The Court’s scrutiny is moreover rather strict. Not only does it pick apart the flaws in the proceedings before the Vienna Court, it also takes up the justifiability of the criterion applied by the Austrian authorities as a prerequisite for FAGO to access the privileged status of a religious community. While somewhat hiding behind the phrasing of being ‘unable to understand’ the emphasis of the Austrian authorities on the need for the actually held religious beliefs of FAGO and ALEVI to be distinct, the Court in effect makes clear that it does not consider such a requirement to be justified. A requirement of establishing distinguishable religious doctrines in the statutes submitted in the process of applying for privileged status is apparently only justified if it is construed in a formalistic manner. Such a requirement can in other words only be justified from the rather narrow concern of protecting the public against confusing the new religious community with already established ones. This removes other considerations (like striving for organisational efficiency or discouraging schism and conflict within religious denominations over strictly organisational matters) from play which a State might well have for thinking it apt to restrict its privileged treatment to one organisation for every set of communities organised around what are de facto the same religious doctrines and practices. It is therefore clear that the Court does not shy away from restricting both the procedural and substantive leeway States have in deciding under what circumstances it is apt to grant or deny privileged status to religious communities, i.e. that the Court accords a de facto narrow margin of appreciation.

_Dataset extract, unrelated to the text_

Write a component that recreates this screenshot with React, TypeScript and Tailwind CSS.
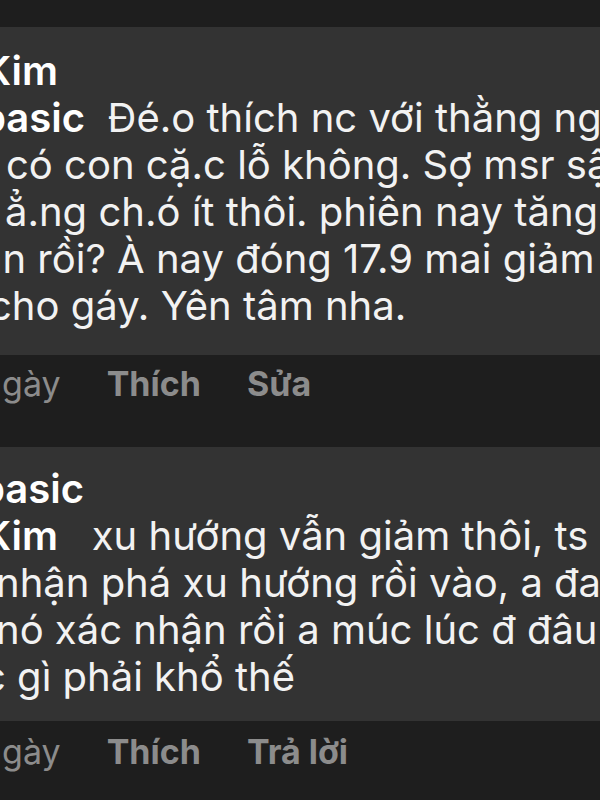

With this case, the Court hence reaffirms a trend in its case law towards granting extensive protection to the associational aspect of freedom of religion interpreted as the right to autonomous existence of religious communities. Without formally changing its doctrines, it is inching closer to recognising access to privileged status for religious associations as a strongly protected right under Article 9, with a correlate  positive obligation on the part of States to grant privileged status to religious communities if such status exists in the legal system. Not granting such status is increasingly construed as an interference, justifiable only by reference to fair application proceedings and objectively justified access criteria, not by reference to the treatment of other religious associations. The margin accorded to States in deciding on the desirability of granting privileged status is moreover becoming narrow rather than wide. While arguably laudable for its increased focus on the impartiality of States in their behaviour towards different religious communities (but see contra the dissenting opinions in Magyar Keresztény Mennonita and Izzettin Dogan), the Court would do well to better reflect such rather significant changes in the interpretation of Article 9 more clearly in its stated doctrine. It is remarkable that almost ten years after the strong remonstrations by the dissenters in Izzettin Dogan and Magyar Keresztény Mennonita, this shift in doctrine is still left unexplicated.